Biden e Bolsonaro ainda não conversaram por telefone, e não há data para que isso aconteça. Já o secretário de Estado americano, Antony Blinken, deve falar com o chanceler brasileiro, Ernesto Araújo, nas próximas semanas para debater as prioridades da relação entre os países.

Biden nomeou John Kerry, ex-secretário de Estado do governo Obama, como seu representante especial para questões climáticas, colocando o tema no centro de sua política interna e externa.

Chamado de Czar do Clima, Kerry tem perfil diplomático e seus aliados dizem que ele já não tinha a intenção de entrar em choque com o governo brasileiro de saída.

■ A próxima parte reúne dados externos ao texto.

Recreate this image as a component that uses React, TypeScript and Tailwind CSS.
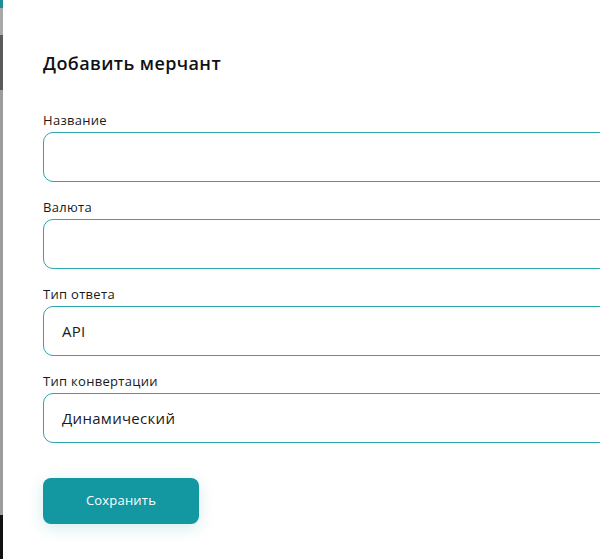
import React from "react";

const fields = [
  { label: "Название", value: "" },
  { label: "Валюта", value: "" },
  { label: "Тип ответа", value: "API" },
  { label: "Тип конвертации", value: "Динамический" },
];

export default function App() {
  return (
    <div
      className="flex h-[559px] w-[600px] overflow-hidden bg-white"
      style={{ fontFamily: '"Open Sans", "Noto Sans", sans-serif' }}
    >
      {/* backdrop strip behind the modal */}
      <div className="flex w-[3px] shrink-0 flex-col">
        <div className="h-[8px] bg-[#1b8f95]" />
        <div className="h-[27px] bg-[#a9a9a9]" />
        <div className="h-[55px] bg-[#5a5a5a]" />
        <div className="h-[425px] bg-[#9d9d9d]" />
        <div className="flex-1 bg-[#111]" />
      </div>

      <div className="w-[660px] shrink-0 rounded-tl-[12px] bg-white pl-[40px] pt-[50px]">
        <h2 className="text-[18px] font-semibold leading-[26px] tracking-[0.4px] text-[#111]">
          Добавить мерчант
        </h2>

        <div className="mt-[36px] flex flex-col gap-[17px]">
          {fields.map((f) => (
            <div key={f.label}>
              <div className="text-[13px] leading-[17px] tracking-[0.3px] text-[#1a1a1a]">{f.label}</div>
              <div className="mt-[3px] flex h-[50px] items-center rounded-[10px] border border-[#2ba6ad] px-[18px] text-[15px] tracking-[0.3px] text-[#1a1a1a]">
                {f.value}
              </div>
            </div>
          ))}
        </div>

        <button className="mt-[35px] h-[46px] w-[156px] rounded-[8px] bg-[#1397a1] text-[13px] font-medium tracking-[0.2px] text-white shadow-[0_4px_16px_rgba(19,151,161,0.18)]">
          Сохранить
        </button>
      </div>
    </div>
  );
}
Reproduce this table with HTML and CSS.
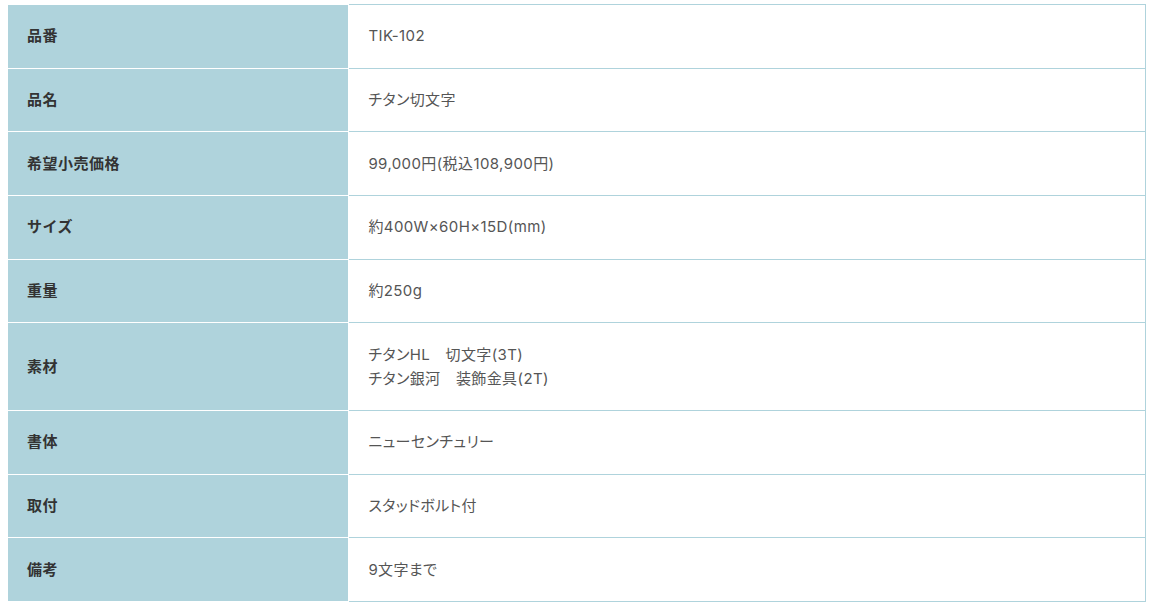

Mas isso não significa que não haverá cobranças. Uma das ideias é que haja um fundo de financiamento em troca do comprometimento com metas de preservação da Amazônia.

Durante um debate eleitoral no ano passado, Biden já havia falado em criar um fundo de US$ 20 bilhões para combater o desmatamento da floresta, e citado consequências ao Brasil caso o governo brasileiro não tomasse atitudes contra a destruição da região. À época, Bolsonaro reagiu e disse que não aceitava suborno.

Depois da posse do democrata, diplomatas e a ala militar do Planalto entraram em campo para tentar baixar a temperatura e abrir canais de diálogo com o governo Biden.

O embaixador do Brasil nos EUA, Nestor Forster, diz que não há diplomacia nova diante das prioridades do novo governo americano e que é preciso "continuar o trabalho que já estava sendo feito, com interlocução na Casa Branca e no Congresso, além do setor privado e sociedade".